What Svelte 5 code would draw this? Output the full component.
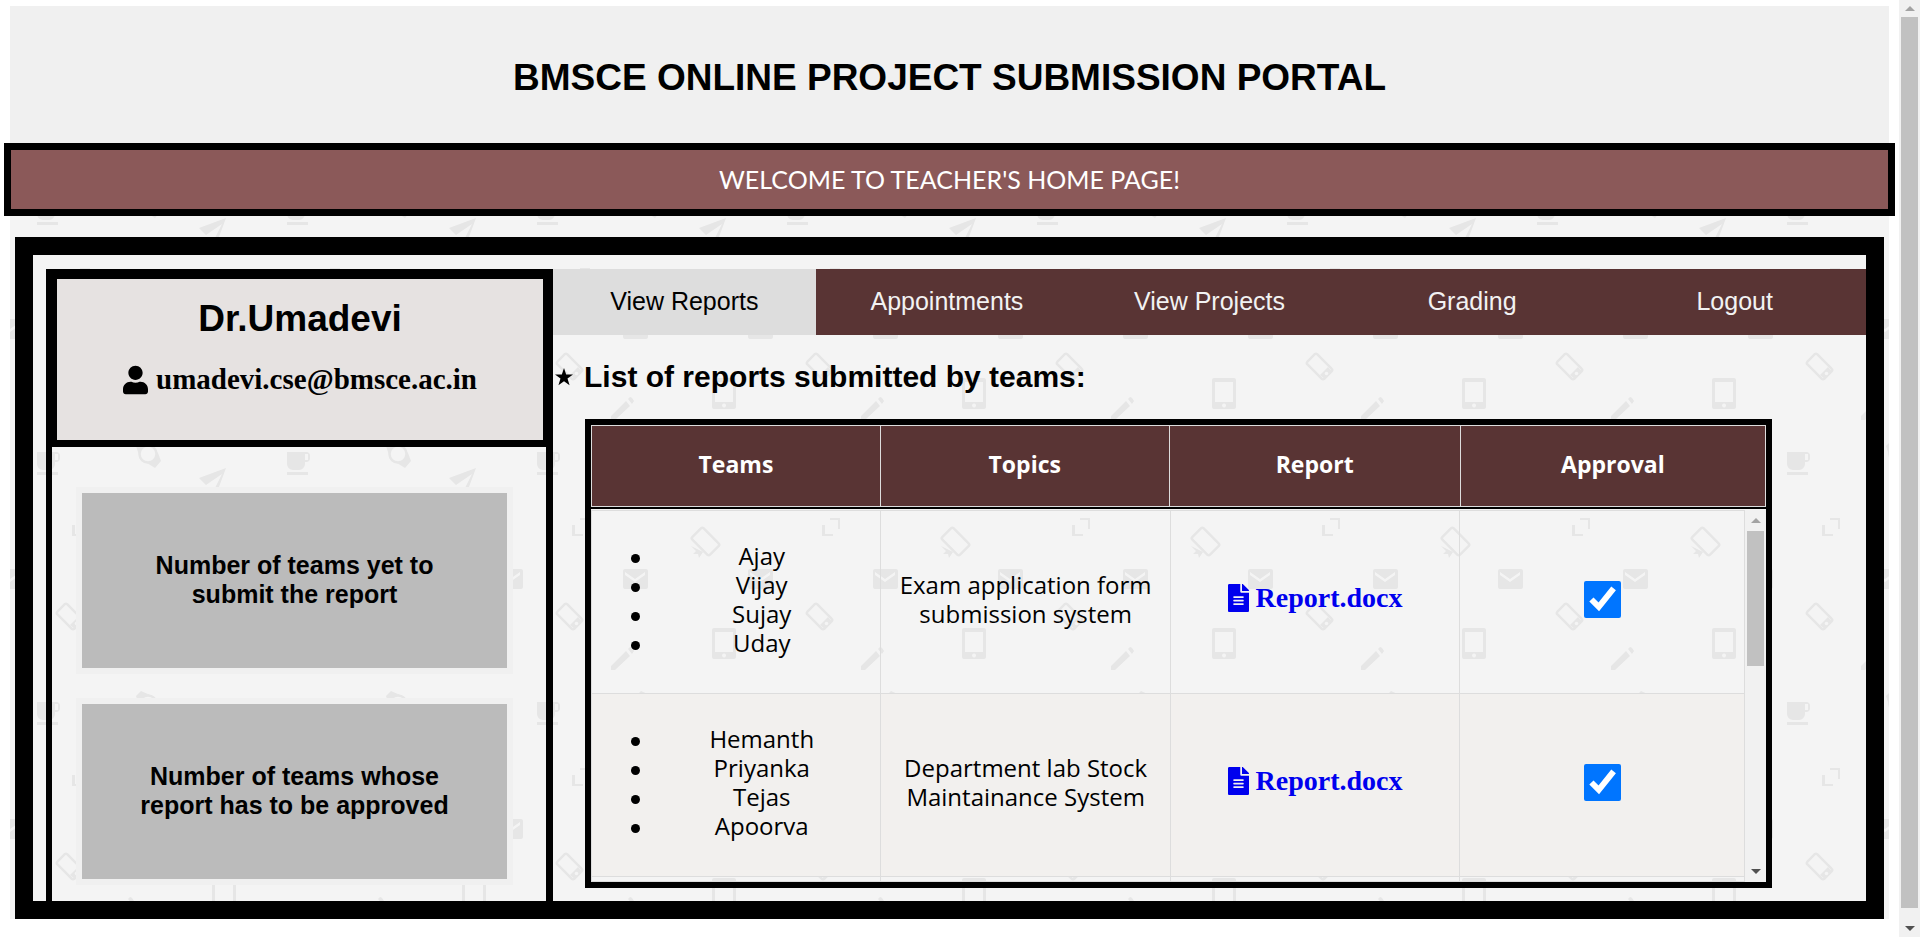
<script>
  const tabs = ['View Reports', 'Appointments', 'View Projects', 'Grading', 'Logout'];
  let active = $state('View Reports');

  const counters = [
    'Number of teams yet to submit the report',
    'Number of teams whose report has to be approved'
  ];

  let reports = $state([
    {
      team: ['Ajay', 'Vijay', 'Sujay', 'Uday'],
      topic: 'Exam application form submission system',
      file: 'Report.docx',
      approved: true
    },
    {
      team: ['Hemanth', 'Priyanka', 'Tejas', 'Apoorva'],
      topic: 'Department lab Stock Maintainance System',
      file: 'Report.docx',
      approved: true
    }
  ]);
</script>

{#snippet scrollbar(kind)}
  <div class="scrollbar {kind}" aria-hidden="true">
    <svg class="arrow up" viewBox="0 0 10 5"><path d="M5 0 10 5H0z" /></svg>
    <div class="track"><div class="thumb"></div></div>
    <svg class="arrow down" viewBox="0 0 10 5"><path d="M0 0H10L5 5z" /></svg>
  </div>
{/snippet}

<div class="window">
  <div class="page">
    <div class="portal">
      <header class="title"><h1>BMSCE ONLINE PROJECT SUBMISSION PORTAL</h1></header>
      <p class="banner">WELCOME TO TEACHER'S HOME PAGE!</p>

      <div class="frame">
        <aside class="sidebar">
          <section class="profile">
            <h2>Dr.Umadevi</h2>
            <p class="email">
              <svg viewBox="0 0 448 512" aria-hidden="true"><path d="M224 256c70.7 0 128-57.3 128-128S294.7 0 224 0 96 57.3 96 128s57.3 128 128 128zm89.6 32h-16.7c-22.2 10.2-46.9 16-72.9 16s-50.6-5.8-72.9-16h-16.7C60.2 288 0 348.2 0 422.4V464c0 26.5 21.5 48 48 48h352c26.5 0 48-21.5 48-48v-41.6c0-74.2-60.2-134.4-134.4-134.4z" /></svg>
              <span>umadevi.cse@bmsce.ac.in</span>
            </p>
          </section>
          <div class="counters">
            {#each counters as label}
              <section class="counter"><h3>{label}</h3></section>
            {/each}
          </div>
        </aside>

        <main>
          <nav>
            {#each tabs as tab}
              <button type="button" class:active={active === tab} onclick={() => (active = tab)}>{tab}</button>
            {/each}
          </nav>

          <h2 class="list-title">
            <svg viewBox="0 0 20 20" aria-hidden="true"><path d="M10 0l2.4 7.2H20l-6.1 4.6 2.3 7.4L10 14.7l-6.2 4.5 2.3-7.4L0 7.2h7.6z" /></svg>
            <span>List of reports submitted by teams:</span>
          </h2>

          <div class="reports">
            <table class="head">
              <thead>
                <tr><th>Teams</th><th>Topics</th><th>Report</th><th>Approval</th></tr>
              </thead>
            </table>
            <div class="body">
              <table>
                <tbody>
                  {#each reports as report, i}
                    <tr>
                      <td>
                        <ul>
                          {#each report.team as member}<li><span>{member}</span></li>{/each}
                        </ul>
                      </td>
                      <td>{report.topic}</td>
                      <td>
                        <a href="#report-{i + 1}">
                          <svg viewBox="0 0 384 512" aria-hidden="true"><path d="M224 136V0H24C10.7 0 0 10.7 0 24v464c0 13.3 10.7 24 24 24h336c13.3 0 24-10.7 24-24V160H248c-13.2 0-24-10.8-24-24zm64 236c0 6.6-5.4 12-12 12H108c-6.6 0-12-5.4-12-12v-8c0-6.6 5.4-12 12-12h168c6.6 0 12 5.4 12 12v8zm0-64c0 6.6-5.4 12-12 12H108c-6.6 0-12-5.4-12-12v-8c0-6.6 5.4-12 12-12h168c6.6 0 12 5.4 12 12v8zm0-72v8c0 6.6-5.4 12-12 12H108c-6.6 0-12-5.4-12-12v-8c0-6.6 5.4-12 12-12h168c6.6 0 12 5.4 12 12zm96-114.1v6.1H256V0h6.1c6.4 0 12.5 2.5 17 7l97.9 98c4.5 4.5 7 10.6 7 16.9z" /></svg>
                          <span>{report.file}</span>
                        </a>
                      </td>
                      <td><input type="checkbox" aria-label="Approval" bind:checked={report.approved} /></td>
                    </tr>
                  {/each}
                  <tr class="next"><td></td><td></td><td></td><td></td></tr>
                </tbody>
              </table>
              {@render scrollbar('inner')}
            </div>
          </div>
        </main>
      </div>
    </div>
  </div>
  {@render scrollbar('outer')}
</div>

<style>
  :global(body) {
    background: #fff;
    color: #000;
    font-family: Arial, 'Liberation Sans', sans-serif;
    font-size: 25px;
    line-height: 29px;
  }

  h1, h2, h3, p, ul {
    margin: 0;
  }

  .window {
    display: flex;
    min-height: 100vh;
  }

  .page {
    flex: 1;
    min-width: 0;
    padding: 6px 10px 18px;
  }

  .portal {
    background: #f4f4f4 url("data:image/svg+xml,%3Csvg xmlns='http://www.w3.org/2000/svg' width='250' height='250'%3E%3Cg fill='%23e6e6e6'%3E%3Cpath d='M27 196h19a4 4 0 0 1 4 4v2a4 4 0 0 1-4 4h-1v2a6 6 0 0 1-6 6h-6a6 6 0 0 1-6-6zM45 198v6h3v-6zM27 216h21v3H27z'/%3E%3Cpath d='M189 222l27-10-10 27-4-1 10-20-16 11z'/%3E%3Cpath d='M70 12h10v11h-2v-9h-8zM62 19h3v9h8v2H62z'/%3E%3Cpath d='M113 65a2 2 0 0 1 2-2h21a2 2 0 0 1 2 2v16a2 2 0 0 1-2 2h-21a2 2 0 0 1-2-2zM115 66v3l10 7 10-7v-3l-10 7z' fill-rule='evenodd'/%3E%3Cpath d='M-12 65a2 2 0 0 1 2-2h21a2 2 0 0 1 2 2v16a2 2 0 0 1-2 2h-21a2 2 0 0 1-2-2zM-10 66v3l10 7 10-7v-3L0 73z' fill-rule='evenodd'/%3E%3Cpath d='M238 65a2 2 0 0 1 2-2h21v20h-21a2 2 0 0 1-2-2zM240 66v3l10 7 10-7v-3l-10 7z' fill-rule='evenodd'/%3E%3Cpath d='M101 160l15-15 4 5-15 14h-4zM118 143l2-2q2 0 4 4l-2 3z'/%3E%3Cpath d='M204 122h20a2 2 0 0 1 2 2v27a2 2 0 0 1-2 2h-20a2 2 0 0 1-2-2v-27a2 2 0 0 1 2-2zM205 126v20h18v-20zM214 147.500a2 2 0 1 0 .1 0z' fill-rule='evenodd'/%3E%3Cpath d='M181 40l5 5-3 3 5 0 1 4 4-6z'/%3E%3Cpath d='M126 190l5-5 9 4 8 8 3 8-6 7-8-5-8-8z'/%3E%3C/g%3E%3Ccircle cx='138' cy='198' r='8.500' fill='%23f4f4f4' stroke='%23e6e6e6' stroke-width='2.500'/%3E%3Cg fill='none' stroke='%23e6e6e6' stroke-width='2.500'%3E%3Crect x='-12' y='-7' width='24' height='14' rx='2' transform='translate(59.500 110.500) rotate(45)'/%3E%3Crect x='-12.500' y='-8' width='25' height='16' rx='2' transform='translate(195.500 35.500) rotate(45)'/%3E%3C/g%3E%3Cpath d='M68 111l4 5-7 7-5-4z' fill='%23e6e6e6'/%3E%3Ccircle cx='66.500' cy='117.500' r='1.800' fill='%23f4f4f4'/%3E%3C/svg%3E");
  }

  .title {
    display: grid;
    place-items: center;
    min-height: 137px;
    background: #f0f0f0;
  }

  .title h1 {
    padding-top: 6px;
    font-size: 37px;
    line-height: 43px;
  }

  .banner {
    margin: 0 -6px;
    padding: 15px;
    border: 7px solid #000;
    background: #8b5959;
    color: #fff;
    font-family: 'Comic Sans MS', Lato, sans-serif;
    text-align: center;
  }

  .frame {
    display: grid;
    grid-template-columns: 27.86% 1fr;
    margin: 21px 5px 0;
    padding: 14px 0 0 13px;
    border: 18px solid #000;
  }

  .sidebar {
    border: solid #000;
    border-width: 6px 7px 0 6px;
  }

  .profile {
    padding: 18px 0 44px;
    border: solid #000;
    border-width: 4px 3px 7px 5px;
    background: #e6e2e1;
    text-align: center;
  }

  .profile h2 {
    font-size: 37px;
    line-height: 43px;
  }

  .email {
    display: flex;
    justify-content: center;
    align-items: center;
    gap: 8px;
    margin-top: 23px;
    font-family: 'Times New Roman', 'Liberation Serif', serif;
    font-size: 29px;
    font-weight: bold;
    line-height: 33px;
  }

  .email svg {
    width: 25px;
    height: 30px;
  }

  .counters {
    display: grid;
    gap: 24px;
    padding: 40px 33px 16px 24px;
  }

  .counter {
    display: grid;
    place-items: center;
    min-height: 175px;
    border: 6px solid #f0f0f0;
    background: #bbb;
    text-align: center;
  }

  .counter h3 {
    max-width: 325px;
    padding-bottom: 2px;
    font-size: 25px;
  }

  nav {
    display: grid;
    grid-template-columns: repeat(5, 1fr);
    background: #593434;
  }

  nav button {
    padding: 18px 0 19px;
    border: 0;
    background: none;
    color: #f2f2f2;
    font: inherit;
    cursor: pointer;
  }

  nav button.active {
    background: #ddd;
    color: #000;
  }

  .list-title {
    display: flex;
    align-items: center;
    gap: 11px;
    padding: 24px 0 25px 2px;
    font-size: 30px;
    line-height: 35px;
  }

  .list-title svg {
    width: 18px;
    height: 18px;
  }

  .reports {
    margin: 0 94px 13px 32px;
    border: 6px solid #000;
    font-family: 'Trebuchet MS', 'Open Sans', sans-serif;
    font-size: 24px;
  }

  table {
    width: 100%;
    border-collapse: collapse;
    table-layout: fixed;
    text-align: center;
  }

  .head {
    background: #593434;
    color: #fff;
  }

  th, td {
    box-sizing: border-box;
    border: 1px solid #ddd;
  }

  th {
    padding: 24px 8px 27px;
    font-size: 23px;
  }

  th:nth-child(-n + 2) {
    width: 24.6%;
  }

  th:nth-child(3) {
    width: 24.8%;
  }

  .body {
    display: flex;
    padding-top: 1px;
    border-top: 2px solid #000;
  }

  td {
    padding: 5px 16px 11px;
  }

  td:nth-child(-n + 3) {
    width: 25.1%;
  }

  tr:nth-child(even) {
    background: #f2f0ee;
  }

  td ul {
    margin: 0 -16px;
    padding: 25px 0 25px 39px;
    list-style: none;
  }

  li {
    display: flex;
    align-items: center;
    gap: 3px;
  }

  li::before {
    flex: none;
    width: 9px;
    height: 9px;
    margin-top: 6px;
    border-radius: 50%;
    background: #000;
    content: '';
  }

  li span {
    flex: 1;
  }

  .next td {
    padding: 2px;
  }

  td a {
    display: inline-flex;
    align-items: center;
    gap: 7px;
    color: #00e;
    font-family: 'Times New Roman', 'Liberation Serif', serif;
    font-size: 28px;
    font-weight: bold;
    line-height: 33px;
    text-decoration: none;
  }

  td a svg {
    width: 21px;
    height: 28px;
    fill: currentColor;
  }

  input {
    width: 37px;
    height: 37px;
    margin: 0;
    vertical-align: middle;
  }

  .scrollbar {
    display: flex;
    flex: 0 0 21px;
    flex-direction: column;
    align-items: center;
    background: #f1f1f1;
  }

  .arrow {
    flex: none;
    width: 10px;
    height: 5px;
    padding: 6px 0;
  }

  .inner .arrow {
    padding: 8px 0;
  }

  .up {
    fill: #a3a3a3;
  }

  .down {
    fill: #505050;
  }

  .track {
    flex: 1;
    width: 17px;
  }

  .thumb {
    height: 41%;
    background: #c1c1c1;
  }

  .outer .thumb {
    height: 98.7%;
  }
</style>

What the exercise asks =>
Reproduce exactly the run of lines that opens the listing and closes with the line holding "TEACHER'S HOME PAGE!</p>". Pictures are excluded.

Answer to this exercise =>
What Svelte 5 code would draw this? Output the full component.
<script>
  const tabs = ['View Reports', 'Appointments', 'View Projects', 'Grading', 'Logout'];
  let active = $state('View Reports');

  const counters = [
    'Number of teams yet to submit the report',
    'Number of teams whose report has to be approved'
  ];

  let reports = $state([
    {
      team: ['Ajay', 'Vijay', 'Sujay', 'Uday'],
      topic: 'Exam application form submission system',
      file: 'Report.docx',
      approved: true
    },
    {
      team: ['Hemanth', 'Priyanka', 'Tejas', 'Apoorva'],
      topic: 'Department lab Stock Maintainance System',
      file: 'Report.docx',
      approved: true
    }
  ]);
</script>

{#snippet scrollbar(kind)}
  <div class="scrollbar {kind}" aria-hidden="true">
    <svg class="arrow up" viewBox="0 0 10 5"><path d="M5 0 10 5H0z" /></svg>
    <div class="track"><div class="thumb"></div></div>
    <svg class="arrow down" viewBox="0 0 10 5"><path d="M0 0H10L5 5z" /></svg>
  </div>
{/snippet}

<div class="window">
  <div class="page">
    <div class="portal">
      <header class="title"><h1>BMSCE ONLINE PROJECT SUBMISSION PORTAL</h1></header>
      <p class="banner">WELCOME TO TEACHER'S HOME PAGE!</p>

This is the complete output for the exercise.